16 abr. 2024

¿Cómo nos ven desde afuera?

Fue muy desafortunado leer días atrás cuál es el rasgo con el que mejor nos definen fuera del país. Esta vez no hizo falta que el águila del norte califique como “significativamente corruptos”, a líderes del Partido Colorado. Fue aquí cerca nomás, cuando de vuelta nuestros vecinos de la región nos obligan, con una designación poco feliz, a mirarnos en el espejo como sociedad.

Un artículo de un periódico uruguayo transcribió una entrevista en el que un ciudadano de ese país criticaba la gestión de un político local, llamado Enrique Antía. El entrevistado se llama Martín Pittaluga, un típico emprendedor de costa que explota una posada turística, quien se refirió en tono peyorativo hacia nuestro “modo” de hacer las cosas. “Como si estuviéramos en Paraguay, en una republiqueta, me extraña que un hombre diga algo así, que un político diga algo así, los uruguayos respetan las normas y las ordenanzas”, dijo.

En otras palabras, a Martín el primer país que le vino a la mente para graficar la trampa fue Paraguay.

Mal haríamos en enojarnos, dado que el agrio comentario pinta de cuerpo entero solo uno de los rasgos con que hoy caracterizan desde afuera a nuestro país.

Podríamos hacer todo un listado de algunos aspectos que si tuviéramos una varita mágica, borraríamos de nuestro comportamiento en sociedad. Mucho se ha hablado de la corrupción, que el paraguayo es corrupto por naturaleza, que su coyuntura y el sistema abonan el camino para impere todo tipo de fechorías, en fin. Pero tal vez tan dañina como la corrupción pública y privada, es la prepotencia. Entrelazadas ambas forman un cóctel molotov con efectos a la orden del día. Ejemplos abundan.

En la ciudad, quien no fue testigo acaso de alguna bravuconada en la calle protagonizada por agentes de tránsito que buscan facturar. En cambio, nadie hace respetar los derechos del peatón cuando uno ya se dispone a cruzar la calle. En el campo, en general, la máquina adquiere más derechos que los que labran la tierra. Ejemplo, taladoras y cosechadoras de soja llevándose todo por delante; avionetas que sobrevuelan escupiendo insecticidas indiscriminadamente.

En tanto esta situación de corrupción e insensibilidad social se acumula y avanza, mucha gente toma la decisión drástica de irse. Una connacional que vive en España con su familia, en una entrevista me dijo que su exilio económico se debió a que el sistema de salud de aquí no ofrecía estudios que su hijo precisaba con urgencia y buscar en el sistema privado no era opción. Historias como este abundan en un país donde la injusticia está institucionalizada.

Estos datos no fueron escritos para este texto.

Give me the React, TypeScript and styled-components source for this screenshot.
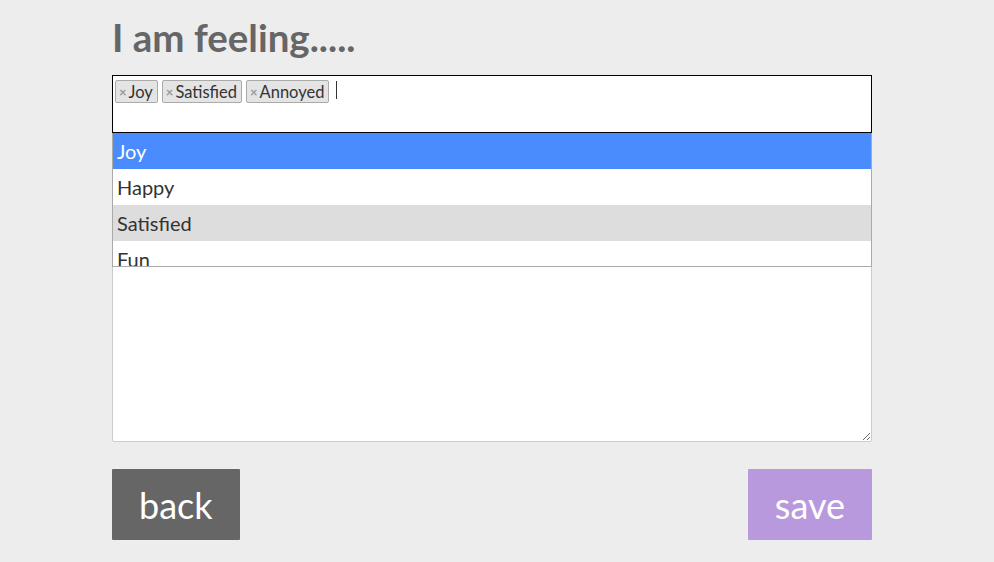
import styled, { createGlobalStyle } from 'styled-components';

const GlobalStyle = createGlobalStyle`
  body {
    margin: 0;
    background: #ededed;
    font-family: Lato, 'Open Sans', sans-serif;
  }
`;

const Page = styled.div`
  width: 760px;
  margin-left: 112px;
  padding-top: 13px;
`;

const Title = styled.h1`
  margin: 0 0 14px;
  font-size: 38.5px;
  line-height: 48px;
  font-weight: 700;
  color: #666666;
`;

const SelectWrap = styled.div`
  position: relative;
`;

const SelectBox = styled.div`
  display: flex;
  flex-wrap: wrap;
  align-items: flex-start;
  gap: 4px;
  height: 58px;
  padding: 4px 2px;
  box-sizing: border-box;
  background: white;
  border: 1px solid #000;
`;

const Tag = styled.span`
  display: flex;
  align-items: center;
  height: 23px;
  padding: 0 4px 0 3px;
  box-sizing: border-box;
  background: #e4e4e4;
  border: 1px solid #aaaaaa;
  border-radius: 2px;
  font-size: 16.5px;
  color: #333;
`;

const TagRemove = styled.span`
  font-size: 13px;
  font-weight: 700;
  color: #999;
  margin-right: 2px;
`;

const Caret = styled.span`
  width: 1px;
  height: 18px;
  margin: 1px 0 0 3px;
  background: #333;
`;

const Dropdown = styled.ul`
  position: absolute;
  top: 100%;
  left: 0;
  right: 0;
  height: 134px;
  margin: 0;
  padding: 0;
  list-style: none;
  overflow: hidden;
  background: white;
  border: 1px solid #aaaaaa;
  border-top: none;
  box-sizing: border-box;
  z-index: 2;
`;

const Option = styled.li<{ $state?: 'active' | 'selected' }>`
  height: 36px;
  line-height: 36px;
  padding-left: 4px;
  font-size: 20px;
  background: ${(p) =>
    p.$state === 'active' ? '#4a8cfe' : p.$state === 'selected' ? '#dddddd' : 'white'};
  color: ${(p) => (p.$state === 'active' ? 'white' : '#333')};
`;

const Notes = styled.textarea`
  display: block;
  width: 100%;
  height: 301px;
  margin-top: 8px;
  box-sizing: border-box;
  border: 1px solid #cccccc;
  border-radius: 2px;
  background: white;
`;

const ButtonRow = styled.div`
  display: flex;
  justify-content: space-between;
  margin-top: 27px;
`;

const Button = styled.button<{ $color: string }>`
  height: 71px;
  padding: 0 27px;
  border: none;
  border-radius: 1px;
  background: ${(p) => p.$color};
  color: white;
  font-family: Lato, 'Open Sans', sans-serif;
  font-size: 36px;
`;

const options = ['Joy', 'Happy', 'Satisfied', 'Fun'];

function App() {
  return (
    <>
      <GlobalStyle />
      <Page>
        <Title>I am feeling.....</Title>
        <SelectWrap>
          <SelectBox>
            {['Joy', 'Satisfied', 'Annoyed'].map((t) => (
              <Tag key={t}>
                <TagRemove>×</TagRemove>
                {t}
              </Tag>
            ))}
            <Caret />
          </SelectBox>
          <Dropdown>
            {options.map((o) => (
              <Option
                key={o}
                $state={o === 'Joy' ? 'active' : o === 'Satisfied' ? 'selected' : undefined}
              >
                {o}
              </Option>
            ))}
          </Dropdown>
        </SelectWrap>
        <Notes />
        <ButtonRow>
          <Button $color="#666666">back</Button>
          <Button $color="#b899de">save</Button>
        </ButtonRow>
      </Page>
    </>
  );
}

export default App;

Mientras tanto, ajenos a la realidad, en lo más alto del poder, los vicios no parecen tener fin. Casi de manera periódica, muchos de nuestros “líderes criollos”, realizan sus medidas gubernativas en función de ellos mismos. Justifican sus abusos reivindicando que fueron puestos por voluntad popular. Plantan esa trampa conceptual para proceder al autoaumento de salarios a costas de impuestos, confeccionar de leyes a medida, obrar con nepotismo. También abren la canilla a los leoninos contratos del estado.

Cuando más poder acuñan los dirigentes y dinero tienen para la repartija, las barreras que se creen, las más fuertes contra el autoritarismo y la prepotencia sucumben, incluso las de orden constitucional. El fiel reflejo de las aguas negras de la política fue lo que un poderoso grupo político con tentáculos en todas las esferas, intentó realizar entre marzo y abril de 2017, cuando se quiso cambiar casi por asalto la Constitución por vía de la enmienda, una aventura que hasta dejó una víctima fatal.

El rasgo de hacer las cosas a nuestro modo, es decir, con prepotencia, no nos servirá –por ejemplo– cuando nuestros gobernantes deban buscar un acuerdo paritario para Itaipú y Yacyretá.

Debemos empezar a cambiar la ley del mbarete por la del diálogo, la razón. Si no arreglamos lo básico en casa, damos motivos a los vecinos para que hablen mal de nosotros.